Exercise directions: Using the data below, repeat all of it precisely.
+--
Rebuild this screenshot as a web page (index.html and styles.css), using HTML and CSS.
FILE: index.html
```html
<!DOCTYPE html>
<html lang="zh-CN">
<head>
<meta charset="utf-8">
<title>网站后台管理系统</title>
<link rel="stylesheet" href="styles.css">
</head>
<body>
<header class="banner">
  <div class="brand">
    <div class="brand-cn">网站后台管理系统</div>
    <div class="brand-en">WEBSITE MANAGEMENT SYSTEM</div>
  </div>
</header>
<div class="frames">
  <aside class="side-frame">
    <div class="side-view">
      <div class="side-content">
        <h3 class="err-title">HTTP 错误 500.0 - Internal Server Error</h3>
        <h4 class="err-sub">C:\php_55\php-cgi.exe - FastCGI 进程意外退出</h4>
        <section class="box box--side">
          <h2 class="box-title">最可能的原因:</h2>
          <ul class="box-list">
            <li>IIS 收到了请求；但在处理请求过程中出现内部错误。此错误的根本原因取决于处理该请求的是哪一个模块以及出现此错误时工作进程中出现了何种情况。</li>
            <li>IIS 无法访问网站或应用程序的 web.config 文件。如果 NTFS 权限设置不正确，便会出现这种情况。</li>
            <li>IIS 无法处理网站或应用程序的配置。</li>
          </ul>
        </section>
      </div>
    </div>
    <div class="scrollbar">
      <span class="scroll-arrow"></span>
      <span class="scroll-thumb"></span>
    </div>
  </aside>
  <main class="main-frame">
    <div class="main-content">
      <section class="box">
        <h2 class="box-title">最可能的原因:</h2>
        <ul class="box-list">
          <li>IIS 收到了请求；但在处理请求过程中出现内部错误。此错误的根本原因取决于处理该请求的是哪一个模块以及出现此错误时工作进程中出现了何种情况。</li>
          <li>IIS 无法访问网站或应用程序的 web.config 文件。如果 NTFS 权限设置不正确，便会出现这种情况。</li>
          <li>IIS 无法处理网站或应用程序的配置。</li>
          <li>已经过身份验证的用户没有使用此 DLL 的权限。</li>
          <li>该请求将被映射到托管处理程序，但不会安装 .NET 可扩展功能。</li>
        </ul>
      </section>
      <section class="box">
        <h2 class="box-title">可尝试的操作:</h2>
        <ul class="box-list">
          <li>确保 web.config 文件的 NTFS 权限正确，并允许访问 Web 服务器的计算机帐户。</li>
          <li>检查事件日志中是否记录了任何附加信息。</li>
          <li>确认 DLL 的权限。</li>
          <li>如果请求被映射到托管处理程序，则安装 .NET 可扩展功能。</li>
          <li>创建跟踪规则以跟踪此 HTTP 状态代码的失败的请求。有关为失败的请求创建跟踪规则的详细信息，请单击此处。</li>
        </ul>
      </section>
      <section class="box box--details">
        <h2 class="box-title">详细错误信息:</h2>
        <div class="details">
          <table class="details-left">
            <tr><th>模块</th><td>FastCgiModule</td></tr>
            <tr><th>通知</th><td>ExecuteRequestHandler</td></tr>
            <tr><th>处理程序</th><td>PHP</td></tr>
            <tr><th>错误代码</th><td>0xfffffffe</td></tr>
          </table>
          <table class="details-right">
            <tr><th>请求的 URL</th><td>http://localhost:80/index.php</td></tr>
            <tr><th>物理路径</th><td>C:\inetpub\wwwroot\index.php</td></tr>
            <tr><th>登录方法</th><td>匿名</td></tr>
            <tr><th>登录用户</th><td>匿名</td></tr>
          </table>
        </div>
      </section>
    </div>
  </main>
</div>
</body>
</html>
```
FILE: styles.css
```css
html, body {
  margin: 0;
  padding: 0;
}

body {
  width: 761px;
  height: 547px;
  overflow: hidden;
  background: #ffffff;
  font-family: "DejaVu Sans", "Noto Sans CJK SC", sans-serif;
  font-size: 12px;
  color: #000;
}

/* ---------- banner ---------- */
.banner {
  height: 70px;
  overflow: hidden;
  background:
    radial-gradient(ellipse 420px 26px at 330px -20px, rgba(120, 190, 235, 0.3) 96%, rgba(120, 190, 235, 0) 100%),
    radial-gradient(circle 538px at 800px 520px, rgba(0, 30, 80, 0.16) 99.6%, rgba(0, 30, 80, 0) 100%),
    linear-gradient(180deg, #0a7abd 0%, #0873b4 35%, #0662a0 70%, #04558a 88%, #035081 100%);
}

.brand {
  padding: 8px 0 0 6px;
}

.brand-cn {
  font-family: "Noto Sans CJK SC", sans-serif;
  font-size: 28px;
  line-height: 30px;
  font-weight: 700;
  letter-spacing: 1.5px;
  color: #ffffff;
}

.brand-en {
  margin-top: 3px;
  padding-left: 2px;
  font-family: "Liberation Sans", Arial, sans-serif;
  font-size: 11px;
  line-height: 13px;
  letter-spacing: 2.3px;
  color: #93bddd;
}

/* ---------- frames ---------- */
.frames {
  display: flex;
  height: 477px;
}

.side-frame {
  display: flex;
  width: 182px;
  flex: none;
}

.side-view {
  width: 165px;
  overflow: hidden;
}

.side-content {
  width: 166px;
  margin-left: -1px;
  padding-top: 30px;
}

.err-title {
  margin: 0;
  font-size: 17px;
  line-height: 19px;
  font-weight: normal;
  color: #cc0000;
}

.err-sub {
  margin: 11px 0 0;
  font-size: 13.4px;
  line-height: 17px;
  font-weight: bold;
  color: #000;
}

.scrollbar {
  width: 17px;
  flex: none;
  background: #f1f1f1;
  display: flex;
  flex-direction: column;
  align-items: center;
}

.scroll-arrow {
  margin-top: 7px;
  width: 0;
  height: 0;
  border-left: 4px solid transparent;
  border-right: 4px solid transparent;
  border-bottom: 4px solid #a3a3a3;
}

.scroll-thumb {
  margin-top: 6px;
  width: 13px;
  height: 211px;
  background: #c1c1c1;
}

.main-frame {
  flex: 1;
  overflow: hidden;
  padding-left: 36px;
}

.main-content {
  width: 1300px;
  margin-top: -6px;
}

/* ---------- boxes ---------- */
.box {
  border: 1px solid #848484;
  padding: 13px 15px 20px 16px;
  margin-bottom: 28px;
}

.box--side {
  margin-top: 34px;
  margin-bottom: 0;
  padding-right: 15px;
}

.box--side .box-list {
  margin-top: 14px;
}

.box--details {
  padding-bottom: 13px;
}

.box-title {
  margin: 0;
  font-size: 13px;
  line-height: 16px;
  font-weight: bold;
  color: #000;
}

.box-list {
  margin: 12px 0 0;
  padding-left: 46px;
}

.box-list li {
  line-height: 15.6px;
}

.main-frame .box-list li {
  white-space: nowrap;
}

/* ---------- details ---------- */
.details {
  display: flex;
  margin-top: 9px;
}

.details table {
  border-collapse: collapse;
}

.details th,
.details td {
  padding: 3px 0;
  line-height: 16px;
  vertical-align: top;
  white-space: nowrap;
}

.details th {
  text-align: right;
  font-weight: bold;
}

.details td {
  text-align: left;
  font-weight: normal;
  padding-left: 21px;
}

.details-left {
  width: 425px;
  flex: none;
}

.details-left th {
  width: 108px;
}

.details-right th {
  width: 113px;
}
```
+--
Response for this exercise:
Rebuild this screenshot as a web page (index.html and styles.css), using HTML and CSS.
FILE: index.html
```html
<!DOCTYPE html>
<html lang="zh-CN">
<head>
<meta charset="utf-8">
<title>网站后台管理系统</title>
<link rel="stylesheet" href="styles.css">
</head>
<body>
<header class="banner">
  <div class="brand">
    <div class="brand-cn">网站后台管理系统</div>
    <div class="brand-en">WEBSITE MANAGEMENT SYSTEM</div>
  </div>
</header>
<div class="frames">
  <aside class="side-frame">
    <div class="side-view">
      <div class="side-content">
        <h3 class="err-title">HTTP 错误 500.0 - Internal Server Error</h3>
        <h4 class="err-sub">C:\php_55\php-cgi.exe - FastCGI 进程意外退出</h4>
        <section class="box box--side">
          <h2 class="box-title">最可能的原因:</h2>
          <ul class="box-list">
            <li>IIS 收到了请求；但在处理请求过程中出现内部错误。此错误的根本原因取决于处理该请求的是哪一个模块以及出现此错误时工作进程中出现了何种情况。</li>
            <li>IIS 无法访问网站或应用程序的 web.config 文件。如果 NTFS 权限设置不正确，便会出现这种情况。</li>
            <li>IIS 无法处理网站或应用程序的配置。</li>
          </ul>
        </section>
      </div>
    </div>
    <div class="scrollbar">
      <span class="scroll-arrow"></span>
      <span class="scroll-thumb"></span>
    </div>
  </aside>
  <main class="main-frame">
    <div class="main-content">
      <section class="box">
        <h2 class="box-title">最可能的原因:</h2>
        <ul class="box-list">
          <li>IIS 收到了请求；但在处理请求过程中出现内部错误。此错误的根本原因取决于处理该请求的是哪一个模块以及出现此错误时工作进程中出现了何种情况。</li>
          <li>IIS 无法访问网站或应用程序的 web.config 文件。如果 NTFS 权限设置不正确，便会出现这种情况。</li>
          <li>IIS 无法处理网站或应用程序的配置。</li>
          <li>已经过身份验证的用户没有使用此 DLL 的权限。</li>
          <li>该请求将被映射到托管处理程序，但不会安装 .NET 可扩展功能。</li>
        </ul>
      </section>
      <section class="box">
        <h2 class="box-title">可尝试的操作:</h2>
        <ul class="box-list">
          <li>确保 web.config 文件的 NTFS 权限正确，并允许访问 Web 服务器的计算机帐户。</li>
          <li>检查事件日志中是否记录了任何附加信息。</li>
          <li>确认 DLL 的权限。</li>
          <li>如果请求被映射到托管处理程序，则安装 .NET 可扩展功能。</li>
          <li>创建跟踪规则以跟踪此 HTTP 状态代码的失败的请求。有关为失败的请求创建跟踪规则的详细信息，请单击此处。</li>
        </ul>
      </section>
      <section class="box box--details">
        <h2 class="box-title">详细错误信息:</h2>
        <div class="details">
          <table class="details-left">
            <tr><th>模块</th><td>FastCgiModule</td></tr>
            <tr><th>通知</th><td>ExecuteRequestHandler</td></tr>
            <tr><th>处理程序</th><td>PHP</td></tr>
            <tr><th>错误代码</th><td>0xfffffffe</td></tr>
          </table>
          <table class="details-right">
            <tr><th>请求的 URL</th><td>http://localhost:80/index.php</td></tr>
            <tr><th>物理路径</th><td>C:\inetpub\wwwroot\index.php</td></tr>
            <tr><th>登录方法</th><td>匿名</td></tr>
            <tr><th>登录用户</th><td>匿名</td></tr>
          </table>
        </div>
      </section>
    </div>
  </main>
</div>
</body>
</html>
```
FILE: styles.css
```css
html, body {
  margin: 0;
  padding: 0;
}

body {
  width: 761px;
  height: 547px;
  overflow: hidden;
  background: #ffffff;
  font-family: "DejaVu Sans", "Noto Sans CJK SC", sans-serif;
  font-size: 12px;
  color: #000;
}

/* ---------- banner ---------- */
.banner {
  height: 70px;
  overflow: hidden;
  background:
    radial-gradient(ellipse 420px 26px at 330px -20px, rgba(120, 190, 235, 0.3) 96%, rgba(120, 190, 235, 0) 100%),
    radial-gradient(circle 538px at 800px 520px, rgba(0, 30, 80, 0.16) 99.6%, rgba(0, 30, 80, 0) 100%),
    linear-gradient(180deg, #0a7abd 0%, #0873b4 35%, #0662a0 70%, #04558a 88%, #035081 100%);
}

.brand {
  padding: 8px 0 0 6px;
}

.brand-cn {
  font-family: "Noto Sans CJK SC", sans-serif;
  font-size: 28px;
  line-height: 30px;
  font-weight: 700;
  letter-spacing: 1.5px;
  color: #ffffff;
}

.brand-en {
  margin-top: 3px;
  padding-left: 2px;
  font-family: "Liberation Sans", Arial, sans-serif;
  font-size: 11px;
  line-height: 13px;
  letter-spacing: 2.3px;
  color: #93bddd;
}

/* ---------- frames ---------- */
.frames {
  display: flex;
  height: 477px;
}

.side-frame {
  display: flex;
  width: 182px;
  flex: none;
}

.side-view {
  width: 165px;
  overflow: hidden;
}

.side-content {
  width: 166px;
  margin-left: -1px;
  padding-top: 30px;
}

.err-title {
  margin: 0;
  font-size: 17px;
  line-height: 19px;
  font-weight: normal;
  color: #cc0000;
}

.err-sub {
  margin: 11px 0 0;
  font-size: 13.4px;
  line-height: 17px;
  font-weight: bold;
  color: #000;
}

.scrollbar {
  width: 17px;
  flex: none;
  background: #f1f1f1;
  display: flex;
  flex-direction: column;
  align-items: center;
}

.scroll-arrow {
  margin-top: 7px;
  width: 0;
  height: 0;
  border-left: 4px solid transparent;
  border-right: 4px solid transparent;
  border-bottom: 4px solid #a3a3a3;
}

.scroll-thumb {
  margin-top: 6px;
  width: 13px;
  height: 211px;
  background: #c1c1c1;
}

.main-frame {
  flex: 1;
  overflow: hidden;
  padding-left: 36px;
}

.main-content {
  width: 1300px;
  margin-top: -6px;
}

/* ---------- boxes ---------- */
.box {
  border: 1px solid #848484;
  padding: 13px 15px 20px 16px;
  margin-bottom: 28px;
}

.box--side {
  margin-top: 34px;
  margin-bottom: 0;
  padding-right: 15px;
}

.box--side .box-list {
  margin-top: 14px;
}

.box--details {
  padding-bottom: 13px;
}

.box-title {
  margin: 0;
  font-size: 13px;
  line-height: 16px;
  font-weight: bold;
  color: #000;
}

.box-list {
  margin: 12px 0 0;
  padding-left: 46px;
}

.box-list li {
  line-height: 15.6px;
}

.main-frame .box-list li {
  white-space: nowrap;
}

/* ---------- details ---------- */
.details {
  display: flex;
  margin-top: 9px;
}

.details table {
  border-collapse: collapse;
}

.details th,
.details td {
  padding: 3px 0;
  line-height: 16px;
  vertical-align: top;
  white-space: nowrap;
}

.details th {
  text-align: right;
  font-weight: bold;
}

.details td {
  text-align: left;
  font-weight: normal;
  padding-left: 21px;
}

.details-left {
  width: 425px;
  flex: none;
}

.details-left th {
  width: 108px;
}

.details-right th {
  width: 113px;
}
```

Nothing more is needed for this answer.